A hacker from Germany has claimed to have found a way to take control of more than 25 Tesla cars in 13 countries around the world.

David Columbo is a self-described IT security specialist and hacker who made the claim on Monday 10 January. The 19-year-old hacker said on Twitter that he can disable the sentry mode protection on these EVs, open windows and doors, control the music, the vehicle lights and start keyless driving.

While he doesn’t have full control of the Tesla vehicles, Columbo said the list of things he can do is “pretty long”. He can also query the exact location of the vehicle and see if a driver is present.

“I think it‘s pretty dangerous, if someone is able to remotely blast music on full volume or open the windows/doors while you are on the highway. Even flashing the lights non-stop can potentially have some (dangerous) impact on other drivers.” Columbo added.

The teen hacker said this is not a flaw in Tesla’s infrastructure and is the fault of the owners of the vehicles, but he has not found a way to contact them about this issue. He added that he wants to “get this all fixed” before he releases specific details on how he took control of these vehicles.

Columbo said Tesla’s security team have confirmed they are investigating the issue and a Common Vulnerabilities and Exposures (CVE) security team from Mitre have “reserved a CVE” for this issue.

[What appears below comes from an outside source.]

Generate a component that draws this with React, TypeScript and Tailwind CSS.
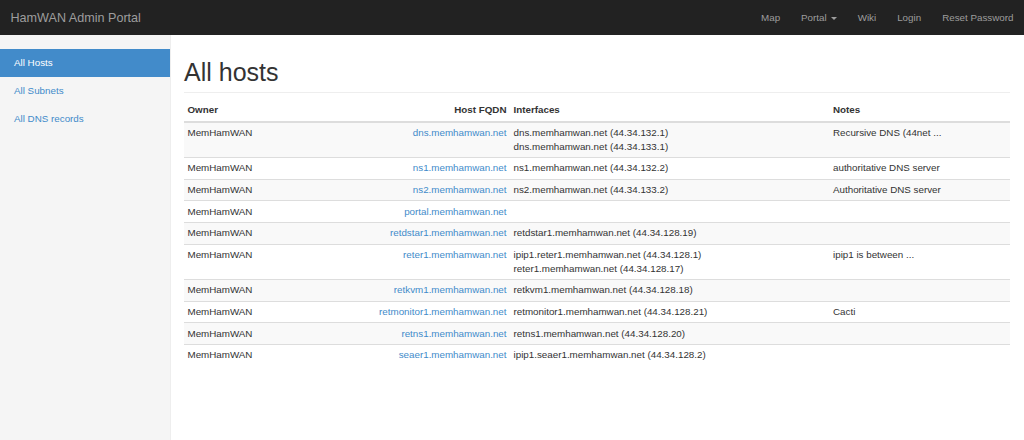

TezLab, the companion app for Tesla EVs, said on its Twitter page this morning (12 January) that thousands of authentication tokens simultaneously expired and that many TezLab members will need to sign in again to re-establish connection to their vehicles. Columbo shared this statement and said: “I apologise for the inconvenience.”

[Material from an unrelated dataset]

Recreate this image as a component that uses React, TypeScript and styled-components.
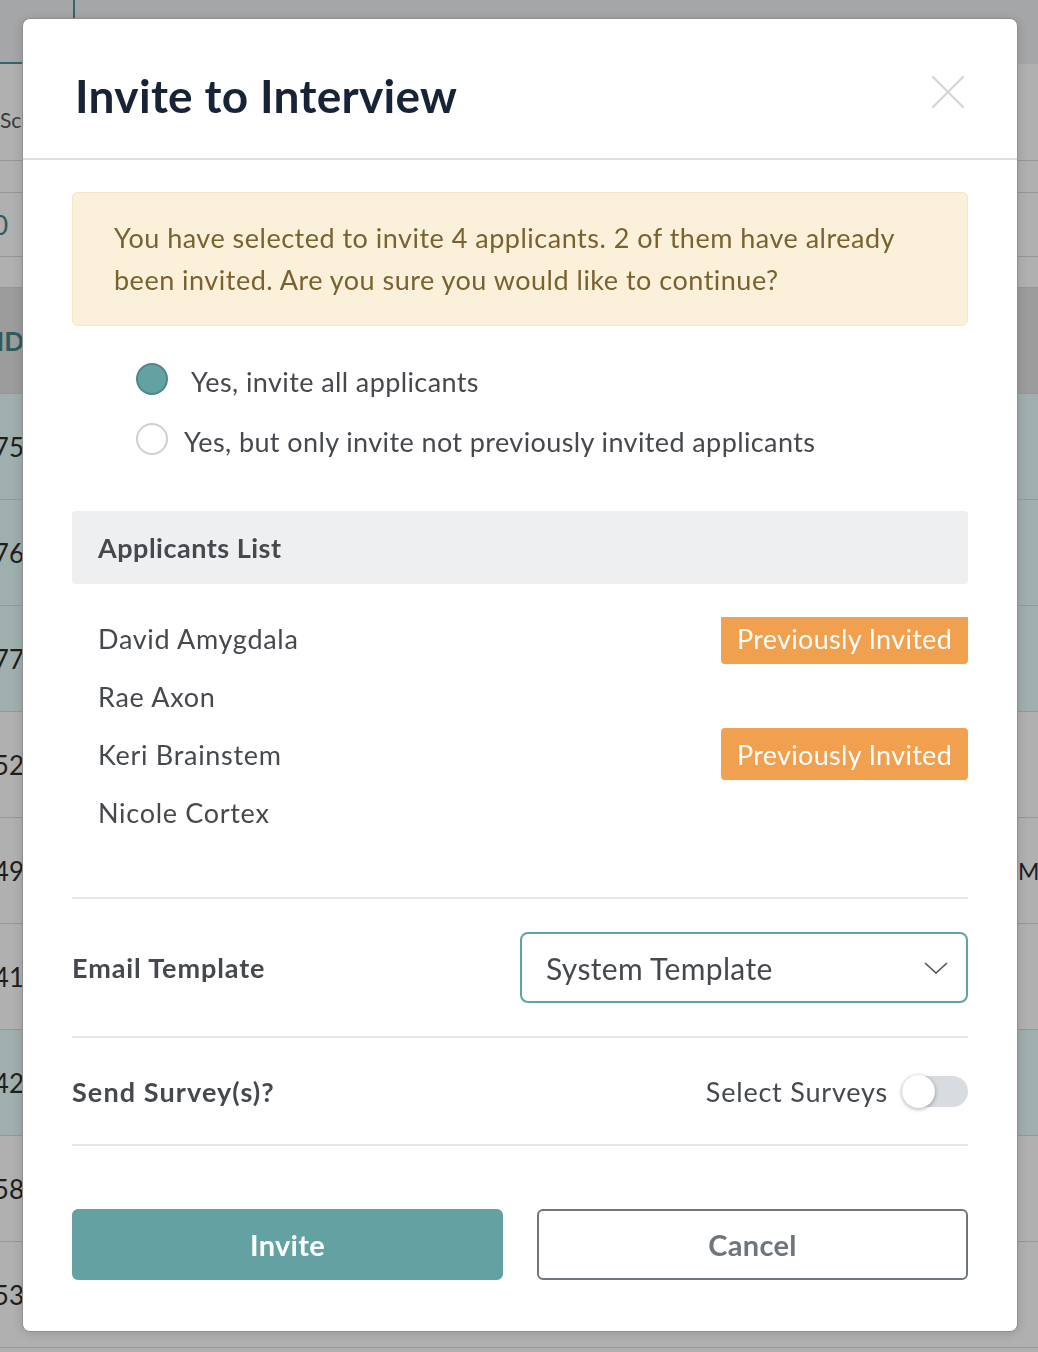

I apologize for the inconvenience 😅 https://t.co/H7ZmalGvtB

— David Colombo (@david_colombo_) January 12, 2022

Tesla runs a bug bounty program through BugCrowd, a vulnerability disclosure platform where security researchers can submit their own vehicles for security testing. The company offers up to $15,000 for a qualifying vulnerability.

Last August the US National Highway Traffic Safety Administration said 11 Tesla vehicles have crashed into emergency vehicles over the last three years while using some form of assisted driving.